- [What the task requires]:
Determine which lines contain the word "components", then copy those lines.

- [Data listing]:
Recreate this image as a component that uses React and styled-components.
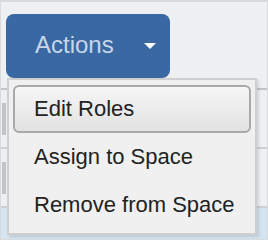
import React from "react"
import styled, { createGlobalStyle } from "styled-components"

const GlobalStyle = createGlobalStyle`
  html, body {
    margin: 0;
    padding: 0;
    background: #eef0f2;
  }
`

const items = [
  { label: "Edit Roles", active: true },
  { label: "Assign to Space" },
  { label: "Remove from Space" },
]

const rows = [{ mark: true }, { mark: true }, { selected: true, email: "cps@gmi.com" }]

export default function App() {
  return (
    <>
      <GlobalStyle />
      <Page>
        <Toolbar>
          <ActionsButton>
            <span>Actions</span>
            <Caret />
          </ActionsButton>
        </Toolbar>
        <Table>
          <HeadRow />
          {rows.map((r, i) => (
            <Row key={i} selected={r.selected}>
              <MarkCell>{r.mark && <Mark />}</MarkCell>
              <EmailCell>{r.email}</EmailCell>
            </Row>
          ))}
        </Table>
        <Menu>
          {items.map((it) => (
            <MenuItem key={it.label} active={it.active}>
              {it.label}
            </MenuItem>
          ))}
        </Menu>
      </Page>
    </>
  )
}

const Page = styled.div`
  position: relative;
  width: 268px;
  height: 240px;
  box-sizing: border-box;
  border: 1px solid #d9dadc;
  border-top-width: 2px;
  overflow: hidden;
  background: #eef0f2;
  font-family: "Liberation Sans", Arial, sans-serif;
`

const Toolbar = styled.div`
  display: flex;
  padding: 12px 0 0 5px;
`

const ActionsButton = styled.div`
  display: flex;
  align-items: center;
  box-sizing: border-box;
  width: 164px;
  height: 64px;
  padding: 0 0 2px 29px;
  gap: 30px;
  background: #3968a2;
  border-radius: 8px;
  color: #c8d7ea;
  font-size: 24px;
`

const Caret = styled.span`
  width: 0;
  height: 0;
  margin-top: 2px;
  border-left: 6px solid transparent;
  border-right: 6px solid transparent;
  border-top: 6px solid #ffffff;
`

const Table = styled.div`
  display: flex;
  flex-direction: column;
`

const HeadRow = styled.div`
  height: 10px;
  border-bottom: 2px solid #c4c5c7;
`

const Row = styled.div`
  display: flex;
  align-items: flex-end;
  height: 57px;
  border-bottom: 2px solid ${(p) => (p.selected ? "transparent" : "#cfd0d2")};
  background: ${(p) => (p.selected ? "#d5e4f1" : "transparent")};
`

const MarkCell = styled.div`
  width: 50px;
  height: 100%;
  display: flex;
  align-items: center;
  padding-left: 1px;
`

const Mark = styled.div`
  width: 4px;
  height: 32px;
  background: #c2c3c6;
`

const EmailCell = styled.div`
  font-size: 22px;
  line-height: 26px;
  color: #333;
  transform: translateY(20px);
`

const Menu = styled.div`
  position: absolute;
  left: 6px;
  top: 76px;
  width: 250px;
  box-sizing: border-box;
  padding: 5px 4px 4px;
  background: #f0f0f0;
  border: 2px solid #cfcfcf;
  box-shadow: 2px 2px 3px rgba(0, 0, 0, 0.12);
  display: flex;
  flex-direction: column;
`

const MenuItem = styled.div`
  height: 48px;
  box-sizing: border-box;
  display: flex;
  align-items: center;
  padding: 0 0 1px 19px;
  font-size: 22px;
  color: #222;
  border-radius: 6px;
  border: 2px solid ${(p) => (p.active ? "#a9a9a9" : "transparent")};
  background: ${(p) =>
    p.active ? "linear-gradient(#f6f6f6, #e2e2e2)" : "transparent"};
`
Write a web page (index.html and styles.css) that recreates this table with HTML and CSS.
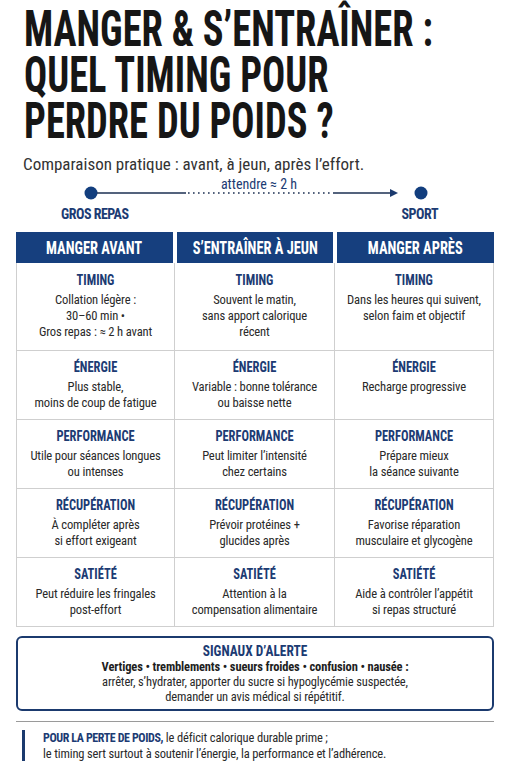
FILE: index.html
```html
<!DOCTYPE html>
<html lang="fr">
<head>
  <meta charset="UTF-8" />
  <title>Manger &amp; s’entraîner</title>
  <link rel="stylesheet" href="styles.css">
</head>
<body>

<div class="page">
  <h1 class="title">MANGER &amp; S’ENTRAÎNER :<br>QUEL TIMING POUR<br>PERDRE DU POIDS ?</h1>
  <p class="lead">Comparaison pratique : avant, à jeun, après l’effort.</p>

  <div class="timeline">
    <p class="tl-note">attendre ≈ 2 h</p>
    <svg class="tl-track" width="344" height="14" viewBox="0 0 344 14">
      <circle cx="7" cy="7" r="6.5" fill="#123e7e" />
      <line x1="13" y1="7" x2="102" y2="7" stroke="#1b2f52" stroke-width="1.6" />
      <line x1="104" y1="7" x2="248" y2="7" stroke="#1b2f52" stroke-width="1.4" stroke-dasharray="1.6 3.4" />
      <line x1="249" y1="7" x2="308" y2="7" stroke="#1b2f52" stroke-width="1.6" />
      <path d="M306 3 L314 7 L306 11 Z" fill="#1b3a6e" />
      <circle cx="337" cy="7" r="6.5" fill="#123e7e" />
    </svg>
    <div class="tl-labels">
      <span>GROS REPAS</span>
      <span>SPORT</span>
    </div>
  </div>

  <div class="compare">
    <div class="compare-head">
      <div><span>MANGER AVANT</span></div>
      <div><span>S’ENTRAÎNER À JEUN</span></div>
      <div><span>MANGER APRÈS</span></div>
    </div>
    <div class="compare-body">
      <div class="cell tall"><h3>TIMING</h3><p>Collation légère :<br>30–60 min •<br>Gros repas : ≈ 2 h avant</p></div>
      <div class="cell tall"><h3>TIMING</h3><p>Souvent le matin,<br>sans apport calorique<br>récent</p></div>
      <div class="cell tall"><h3>TIMING</h3><p>Dans les heures qui suivent,<br>selon faim et objectif</p></div>

      <div class="cell"><h3>ÉNERGIE</h3><p>Plus stable,<br>moins de coup de fatigue</p></div>
      <div class="cell"><h3>ÉNERGIE</h3><p>Variable : bonne tolérance<br>ou baisse nette</p></div>
      <div class="cell"><h3>ÉNERGIE</h3><p>Recharge progressive</p></div>

      <div class="cell"><h3>PERFORMANCE</h3><p>Utile pour séances longues<br>ou intenses</p></div>
      <div class="cell"><h3>PERFORMANCE</h3><p>Peut limiter l’intensité<br>chez certains</p></div>
      <div class="cell"><h3>PERFORMANCE</h3><p>Prépare mieux<br>la séance suivante</p></div>

      <div class="cell"><h3>RÉCUPÉRATION</h3><p>À compléter après<br>si effort exigeant</p></div>
      <div class="cell"><h3>RÉCUPÉRATION</h3><p>Prévoir protéines +<br>glucides après</p></div>
      <div class="cell"><h3>RÉCUPÉRATION</h3><p>Favorise réparation<br>musculaire et glycogène</p></div>

      <div class="cell"><h3>SATIÉTÉ</h3><p>Peut réduire les fringales<br>post-effort</p></div>
      <div class="cell"><h3>SATIÉTÉ</h3><p>Attention à la<br>compensation alimentaire</p></div>
      <div class="cell"><h3>SATIÉTÉ</h3><p>Aide à contrôler l’appétit<br>si repas structuré</p></div>
    </div>
  </div>

  <div class="alert">
    <h2>SIGNAUX D’ALERTE</h2>
    <p><strong>Vertiges • tremblements • sueurs froides • confusion • nausée :</strong><br>
    arrêter, s’hydrater, apporter du sucre si hypoglycémie suspectée,<br>
    demander un avis médical si répétitif.</p>
  </div>

  <hr class="sep">

  <p class="note"><b>POUR LA PERTE DE POIDS,</b> le déficit calorique durable prime ;<br>le timing sert surtout à soutenir l’énergie, la performance et l’adhérence.</p>
</div>

</body>
</html>
```

FILE: styles.css
```css
body {
  margin: 0;
  background: #fff;
  font-family: Roboto, Arial, sans-serif;
  font-stretch: 75%;
  font-variation-settings: "wdth" 75;
  color: #2a2a2a;
}

.page {
  padding: 0 17px 0 16px;
}

/* Titre */
.title {
  margin: 6px 0 0 8px;
  font-size: 50px;
  line-height: 46px;
  font-weight: 700;
  white-space: nowrap;
  color: #161616;
  transform: scaleX(0.77);
  transform-origin: left top;
}

.lead {
  margin: 10px 0 0 7px;
  font-size: 17px;
  line-height: 20px;
  font-stretch: 86%;
  font-variation-settings: "wdth" 86;
  color: #333;
}

/* Frise avant / après */
.timeline {
  color: #1c3b73;
}

.tl-note {
  margin: 3px 0 -5px 0;
  padding-left: 8px;
  text-align: center;
  font-size: 14px;
  line-height: 14px;
}

.tl-track {
  display: block;
  margin-left: 68px;
}

.tl-labels {
  display: flex;
  justify-content: space-between;
  margin-top: 7px;
  padding: 0 56px 0 45px;
  font-size: 14px;
  line-height: 14px;
  font-weight: 700;
  letter-spacing: -0.5px;
}

/* Tableau comparatif */
.compare {
  margin-top: 11px;
}

.compare-head {
  display: grid;
  grid-template-columns: repeat(3, 1fr);
  column-gap: 4px;
}

.compare-head div {
  background: #163f7e;
  color: #fff;
  text-align: center;
  font-size: 18px;
  line-height: 31px;
  font-weight: 700;
  white-space: nowrap;
}

.compare-head span {
  display: inline-block;
  transform: scaleX(0.8);
}

.compare-body {
  display: grid;
  grid-template-columns: 158px 160px 1fr;
  border: 1px solid #cfcfcf;
  border-top: none;
}

.cell {
  padding: 7px 4px 8px;
  text-align: center;
  border-right: 1px solid #cfcfcf;
  border-bottom: 1px solid #cfcfcf;
}

.cell:nth-child(3n) {
  border-right: none;
}

.cell:nth-last-child(-n+3) {
  border-bottom: none;
}

.cell.tall {
  padding-top: 8px;
  padding-bottom: 10px;
}

.cell h3 {
  margin: 0 0 3px;
  font-size: 15px;
  line-height: 18px;
  font-weight: 700;
  color: #1c3b73;
  transform: scaleX(0.83);
}

.cell p {
  margin: 0;
  font-size: 12.6px;
  line-height: 16px;
  letter-spacing: -0.15px;
}

/* Encadré d'alerte */
.alert {
  margin-top: 9px;
  padding: 6px 10px 5px;
  border: 2px solid #1b3a6e;
  border-radius: 6px;
  text-align: center;
}

.alert h2 {
  margin: 0;
  font-size: 15px;
  line-height: 15px;
  font-weight: 700;
  color: #1c3b73;
  transform: scaleX(0.89);
}

.alert p {
  margin: 0;
  font-size: 12.5px;
  line-height: 15px;
  letter-spacing: -0.15px;
}

.alert strong {
  color: #1e1e1e;
}

.sep {
  margin: 10px 0 0;
  border: none;
  border-top: 1px solid #9a9a9a;
}

.note {
  margin: 8px 0 0 6px;
  padding-left: 18px;
  border-left: 3px solid #1b3a6e;
  font-size: 12.5px;
  line-height: 15px;
  letter-spacing: -0.15px;
}

.note b {
  font-size: 12px;
  letter-spacing: -0.4px;
  color: #1c3b73;
}
```
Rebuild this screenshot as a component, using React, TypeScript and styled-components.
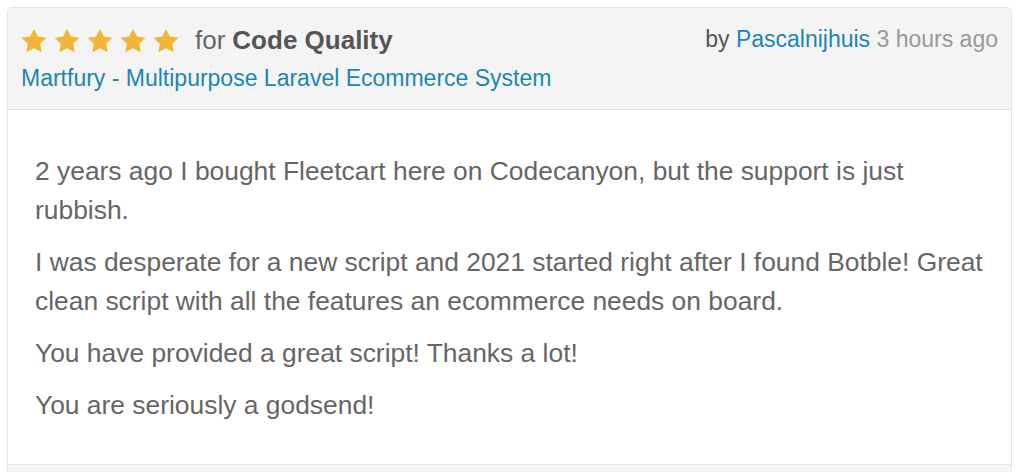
import React from "react";
import styled, { createGlobalStyle } from "styled-components";

const Global = createGlobalStyle`
  html, body { margin: 0; padding: 0; background: #ffffff; }
  body { font-family: "Liberation Sans", Arial, Helvetica, sans-serif; overflow: hidden; }
  * { box-sizing: border-box; }
`;

const Card = styled.article`
  margin: 7px 12px 0 7px;
  border: 1px solid #e2e5e9;
  border-bottom: none;
  border-radius: 5px 5px 0 0;
  background: #ffffff;
`;

const Header = styled.header`
  display: flex;
  justify-content: space-between;
  align-items: flex-start;
  padding: 14px 13px 16px 13px;
  background: #f4f4f4;
  border-bottom: 1px solid #e2e5e9;
  border-radius: 5px 5px 0 0;
`;

const TitleCol = styled.div`
  display: flex;
  flex-direction: column;
  gap: 5px;
`;

const RatingRow = styled.div`
  display: flex;
  align-items: center;
  height: 36px;
  line-height: 36px;
  font-size: 26px;
  color: #666666;
`;

const Stars = styled.div`
  display: flex;
  gap: 7px;
  margin-right: 16px;
`;

const Strong = styled.strong`
  color: #555555;
  font-weight: 700;
  margin-left: 7px;
`;

const Link = styled.a<{ $size: number }>`
  color: #1b87b2;
  text-decoration: none;
  font-size: ${(p) => p.$size}px;
`;

const ItemLine = styled.div`
  line-height: 30px;
  font-size: 23px;
`;

const Meta = styled.div`
  font-size: 23px;
  line-height: 34px;
  color: #555555;
  white-space: nowrap;
`;

const Time = styled.span`
  color: #999999;
`;

const Body = styled.div`
  padding: 42px 20px 26px 27px;
  color: #666666;
  font-size: 26.4px;
  line-height: 39px;
`;

const P = styled.p`
  margin: 0 0 13px 0;
`;

const Footer = styled.div`
  height: 8px;
  background: #f4f4f4;
  border-top: 1px solid #e2e5e9;
`;

const Star = () => (
  <svg width="26" height="25" viewBox="0 0 24 23" aria-hidden="true">
    <path
      d="M12 0.6l3.5 7.2 7.9 1.1-5.7 5.5 1.4 7.9L12 18.6l-7.1 3.7 1.4-7.9L0.6 8.9l7.9-1.1z"
      fill="#f2b535"
    />
  </svg>
);

export default function App() {
  return (
    <>
      <Global />
      <Card>
        <Header>
          <TitleCol>
            <RatingRow>
              <Stars>
                {[0, 1, 2, 3, 4].map((i) => (
                  <Star key={i} />
                ))}
              </Stars>
              for<Strong>Code Quality</Strong>
            </RatingRow>
            <ItemLine>
              <Link $size={23} href="#">
                Martfury - Multipurpose Laravel Ecommerce System
              </Link>
            </ItemLine>
          </TitleCol>
          <Meta>
            by <Link $size={23} href="#">Pascalnijhuis</Link> <Time>3 hours ago</Time>
          </Meta>
        </Header>
        <Body>
          <P>
            2 years ago I bought Fleetcart here on Codecanyon, but the support is just
            rubbish.
          </P>
          <P>
            I was desperate for a new script and 2021 started right after I found Botble! Great
            clean script with all the features an ecommerce needs on board.
          </P>
          <P>You have provided a great script! Thanks a lot!</P>
          <P>You are seriously a godsend!</P>
        </Body>
        <Footer />
      </Card>
    </>
  );
}
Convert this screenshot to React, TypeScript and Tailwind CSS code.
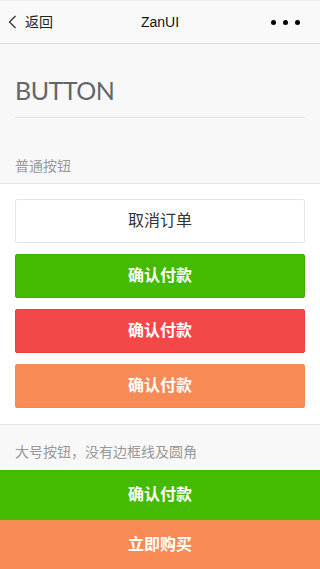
import React from "react";

const font = { fontFamily: '"Liberation Sans", "Noto Sans CJK SC", sans-serif' };

function NavBar() {
  return (
    <div className="relative flex h-[44px] items-center border-b border-[#dcdcdc] bg-[#f9f9f9] border-t border-t-[#eeeeee]">
      <div className="flex items-center pl-[8px]">
        <svg width="9" height="14" viewBox="0 0 9 14" className="mr-[8px]">
          <polyline points="7.5,1 1.5,7 7.5,13" fill="none" stroke="#333" strokeWidth="1.3" />
        </svg>
        <span className="text-[14px] text-[#222]">返回</span>
      </div>
      <div className="absolute inset-x-0 text-center text-[14px] text-[#111] pointer-events-none">ZanUI</div>
      <div className="ml-auto flex items-center gap-[7px] pr-[20px]">
        <span className="h-[5px] w-[5px] rounded-full bg-black" />
        <span className="h-[5px] w-[5px] rounded-full bg-black" />
        <span className="h-[5px] w-[5px] rounded-full bg-black" />
      </div>
    </div>
  );
}

function Btn({ className, children }: { className: string; children: React.ReactNode }) {
  return (
    <button className={"flex h-[44px] w-full items-center justify-center rounded-[2px] border text-[16px] " + className}>
      {children}
    </button>
  );
}

export default function App() {
  return (
    <div className="min-h-[569px] w-[320px] overflow-hidden bg-[#f8f8f8]" style={font}>
      <NavBar />
      <div className="mx-[15px] border-b border-[#e5e5e5] pt-[31px] pb-[12px]">
        <h1
          className="text-[25px] leading-[30px] text-[#666] font-normal tracking-[-0.5px]"
          style={{ fontFamily: 'Lato, "Liberation Sans", sans-serif' }}
        >
          BUTTON
        </h1>
      </div>
      <div className="px-[15px] pt-[38px] pb-[7px] text-[14px] leading-[20px] text-[#999]">普通按钮</div>
      <div className="flex flex-col gap-[11px] border-y border-[#e5e5e5] bg-white px-[15px] pt-[15px] pb-[16px]">
        <Btn className="border-[#e5e5e5] bg-white text-[#333]">取消订单</Btn>
        <Btn className="border-[#40ad00] bg-[#44bb00] font-bold text-white">确认付款</Btn>
        <Btn className="border-[#e94040] bg-[#f44747] font-bold text-white">确认付款</Btn>
        <Btn className="border-[#f08a55] bg-[#f78a55] font-bold text-white">确认付款</Btn>
      </div>
      <div className="px-[15px] pt-[17px] pb-[8px] text-[14px] leading-[20px] text-[#999]">大号按钮，没有边框线及圆角</div>
      <button className="flex h-[50px] w-full items-center justify-center bg-[#44bb00] text-[16px] font-bold text-white">
        确认付款
      </button>
      <button className="flex h-[50px] w-full items-center justify-center bg-[#f78a55] text-[16px] font-bold text-white">
        立即购买
      </button>
    </div>
  );
}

- [Solved problem]:
Recreate this image as a component that uses React and styled-components.
import styled, { createGlobalStyle } from "styled-components"
Rebuild this screenshot as a component, using React, TypeScript and styled-components.
import styled, { createGlobalStyle } from "styled-components";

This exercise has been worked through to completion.